* Start *

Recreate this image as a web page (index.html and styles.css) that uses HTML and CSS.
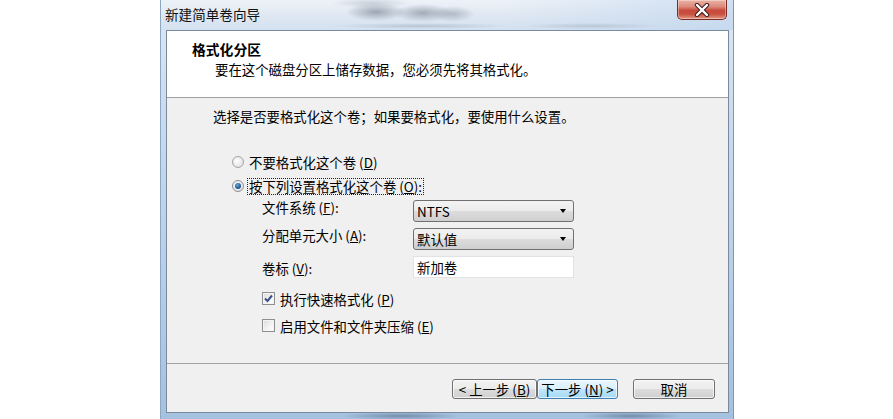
FILE: index.html
```html
<!DOCTYPE html>
<html lang="zh-CN">
<head>
<meta charset="utf-8">
<title>新建简单卷向导</title>
<link rel="stylesheet" href="styles.css">
</head>
<body>
<div class="page">
  <div class="dialog">
    <div class="titlebar">
      <span class="title">新建简单卷向导</span>
      <span class="close">
        <svg width="18" height="14" viewBox="0 0 18 14">
          <path d="M4 2 L14 12 M14 2 L4 12" stroke="#3a2020" stroke-width="4.4" stroke-linecap="round" fill="none"/>
          <path d="M4 2 L14 12 M14 2 L4 12" stroke="#ffffff" stroke-width="2.4" stroke-linecap="round" fill="none"/>
        </svg>
      </span>
    </div>
    <div class="client">
      <div class="header">
        <div class="h-title">格式化分区</div>
        <div class="h-sub">要在这个磁盘分区上储存数据，您必须先将其格式化。</div>
      </div>
      <div class="body">
        <div class="intro">选择是否要格式化这个卷；如果要格式化，要使用什么设置。</div>
        <div class="radios">
          <div class="radio-row"><span class="radio"></span><span class="rlabel">不要格式化这个卷 (<u>D</u>)</span></div>
          <div class="radio-row"><span class="radio on"></span><span class="rlabel focus">按下列设置格式化这个卷 (<u>O</u>):</span></div>
        </div>
        <div class="form">
          <span class="flabel up">文件系统 (<u>F</u>):</span>
          <div class="combo"><span>NTFS</span><span class="arrow"></span></div>
          <span class="flabel up">分配单元大小 (<u>A</u>):</span>
          <div class="combo"><span>默认值</span><span class="arrow"></span></div>
          <span class="flabel down">卷标 (<u>V</u>):</span>
          <div class="edit">新加卷</div>
        </div>
        <div class="checks">
          <div class="check-row"><span class="check on">
            <svg width="11" height="11" viewBox="0 0 11 11"><path d="M2 5.5 L4.5 8 L9 2.5" stroke="#3b4f8a" stroke-width="2" fill="none"/></svg>
          </span><span>执行快速格式化 (<u>P</u>)</span></div>
          <div class="check-row"><span class="check"></span><span>启用文件和文件夹压缩 (<u>E</u>)</span></div>
        </div>
      </div>
      <div class="footer">
        <button class="btn back">&lt; 上一步 (<u>B</u>)</button>
        <button class="btn next">下一步 (<u>N</u>) &gt;</button>
        <button class="btn cancel">取消</button>
      </div>
    </div>
  </div>
</div>
</body>
</html>
```
FILE: styles.css
```css
* { box-sizing: border-box; }
html, body { margin: 0; padding: 0; }
body {
  background: #ffffff;
  font-family: "Noto Sans CJK SC", "Noto Sans", sans-serif;
  font-size: 13.4px;
  color: #000;
  overflow: hidden;
}
u { text-decoration: underline; text-underline-offset: 1px; }

.page { padding-left: 160px; height: 419px; }

.dialog {
  width: 574px;
  height: 419px;
  display: flex;
  flex-direction: column;
  padding: 0 4px 6px 5px;
  border-left: 1px solid #8ea7c2;
  border-right: 1px solid #7f97b3;
  background:
    radial-gradient(ellipse 60px 4px at 240px 416px, rgba(80,100,130,0.55), transparent),
    radial-gradient(ellipse 50px 4px at 470px 416px, rgba(70,90,120,0.5), transparent),
    linear-gradient(180deg, #dfe8f2 0, #cbdcee 25%, #b9d0e8 60%, #a4c1df 100%);
}

.titlebar {
  height: 30px;
  margin: 0 -4px 0 -5px;
  padding: 0 6px 0 4px;
  display: flex;
  justify-content: space-between;
  align-items: flex-start;
  background:
    radial-gradient(ellipse 30px 9px at 215px 12px, rgba(110,120,135,0.6), transparent),
    radial-gradient(ellipse 30px 9px at 262px 13px, rgba(110,120,135,0.55), transparent),
    radial-gradient(ellipse 22px 8px at 292px 14px, rgba(120,130,145,0.45), transparent),
    radial-gradient(ellipse 40px 5px at 210px 3px, rgba(140,150,165,0.35), transparent),
    radial-gradient(ellipse 90px 3px at 260px 26px, rgba(150,160,175,0.45), transparent),
    radial-gradient(ellipse 70px 3px at 430px 26px, rgba(150,160,175,0.4), transparent),
    linear-gradient(90deg, rgba(255,255,255,0) 60%, rgba(190,212,238,0.6) 100%),
    linear-gradient(180deg, #edf2f8 0, #e2eaf3 40%, #d3e1ef 100%);
}
.title {
  font-size: 13.6px;
  line-height: 17px;
  margin-top: 6px;
  color: #111;
}
.close {
  width: 50px;
  height: 20px;
  display: flex;
  align-items: center;
  justify-content: center;
  border: 1px solid #7d2b25;
  border-top: none;
  border-radius: 0 0 5px 5px;
  background: linear-gradient(180deg, #eab3a6 0, #dc8a7b 35%, #c74a3c 55%, #c9503f 75%, #e39a88 100%);
  box-shadow: inset 0 0 0 1px rgba(255,255,255,0.35);
}

.client {
  flex: 1;
  display: flex;
  flex-direction: column;
  border: 1px solid #7a8a9e;
  background: #f0f0f0;
}

.header {
  height: 67px;
  flex: none;
  background: #ffffff;
  border-bottom: 1px solid #a0a0a0;
  padding: 8px 0 0 25px;
}
.h-title {
  font-weight: 700;
  font-size: 13.8px;
  line-height: 20px;
}
.h-sub {
  line-height: 20px;
  margin-left: 23px;
}

.body {
  flex: 1;
  padding: 10px 0 0 46px;
}
.intro { line-height: 17px; }

.radios { margin-top: 25px; }
.radio-row {
  height: 24px;
  display: flex;
  align-items: center;
  margin-left: 19px;
  gap: 3px;
}
.radio {
  width: 12px;
  height: 12px;
  border-radius: 50%;
  border: 1px solid #a5a5a5;
  background: radial-gradient(circle at 40% 40%, #ffffff 0, #e8e8e8 60%, #d6d6d6 100%);
  display: flex;
  align-items: center;
  justify-content: center;
}
.radio.on { border-color: #8c8f94; }
.radio.on::after {
  content: "";
  width: 6px;
  height: 6px;
  border-radius: 50%;
  background: radial-gradient(circle at 40% 35%, #6aa6d6 0, #24609a 55%, #173f6b 100%);
}
.rlabel {
  border: 1px dotted transparent;
  padding: 0 1px;
  line-height: 15px;
}
.rlabel.focus { border-color: #222; }

.form {
  margin: 2px 0 0 49px;
  display: grid;
  grid-template-columns: 151px 161px;
  grid-auto-rows: 22px;
  row-gap: 6px;
}
.flabel { line-height: 17px; align-self: center; }
.flabel.up { margin-top: -8px; }
.flabel.down { margin-top: 3px; }

.combo {
  border: 1px solid #707070;
  border-radius: 3px;
  background: linear-gradient(180deg, #f3f3f3 0, #ebebeb 50%, #dddddd 50%, #cfcfcf 100%);
  display: flex;
  align-items: center;
  justify-content: space-between;
  padding: 0 7px 0 3px;
  line-height: 17px;
}
.arrow {
  width: 0;
  height: 0;
  border-left: 3.5px solid transparent;
  border-right: 3.5px solid transparent;
  border-top: 4px solid #000;
}
.edit {
  background: #ffffff;
  border: 1px solid #e1e2e6;
  padding: 0 3px;
  line-height: 20px;
}

.checks { margin: 7px 0 0 49px; }
.check-row {
  height: 27px;
  display: flex;
  align-items: center;
  gap: 5px;
}
.check {
  width: 13px;
  height: 13px;
  border: 1px solid #8e8f8f;
  background: linear-gradient(135deg, #dcdcdc 0, #f4f4f4 60%, #ffffff 100%);
  box-shadow: inset 0 0 0 1px #f4f4f4;
  display: flex;
  align-items: center;
  justify-content: center;
}

.footer {
  height: 49px;
  flex: none;
  border-top: 1px solid #a0a0a0;
  display: flex;
  justify-content: flex-end;
  align-items: flex-start;
  padding: 15px 13px 0 0;
}
.btn {
  height: 20px;
  font-family: inherit;
  font-size: 13.4px;
  line-height: 17px;
  color: #000;
  padding: 0;
  border: 1px solid #707070;
  border-radius: 3px;
  background: linear-gradient(180deg, #f2f2f2 0, #ebebeb 50%, #dddddd 50%, #cfcfcf 100%);
  box-shadow: inset 0 0 0 1px rgba(255,255,255,0.7);
}
.btn.back { width: 85px; }
.btn.next {
  width: 81px;
  border-color: #3c7fb1;
  background: linear-gradient(180deg, #eaf6fd 0, #d9f0fc 50%, #bee6fd 50%, #a7d9f5 100%);
}
.btn.cancel { width: 82px; margin-left: 15px; }
```
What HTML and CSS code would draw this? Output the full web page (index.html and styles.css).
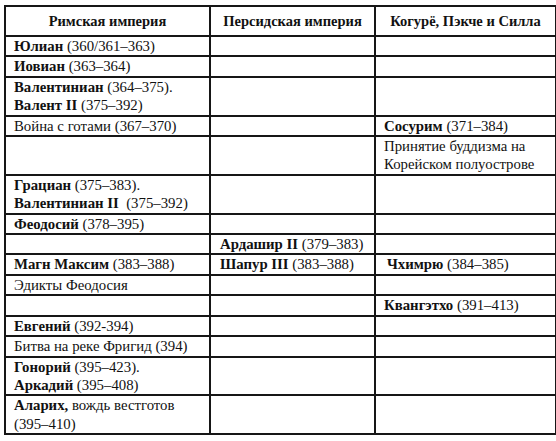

* End *

• Your instructions: List all lines holding the string "page".

• Solution to this exercise:
Recreate this image as a web page (index.html and styles.css) that uses HTML and CSS.
<div class="page">
.page { padding-left: 160px; height: 419px; }
What HTML and CSS code would draw this? Output the full web page (index.html and styles.css).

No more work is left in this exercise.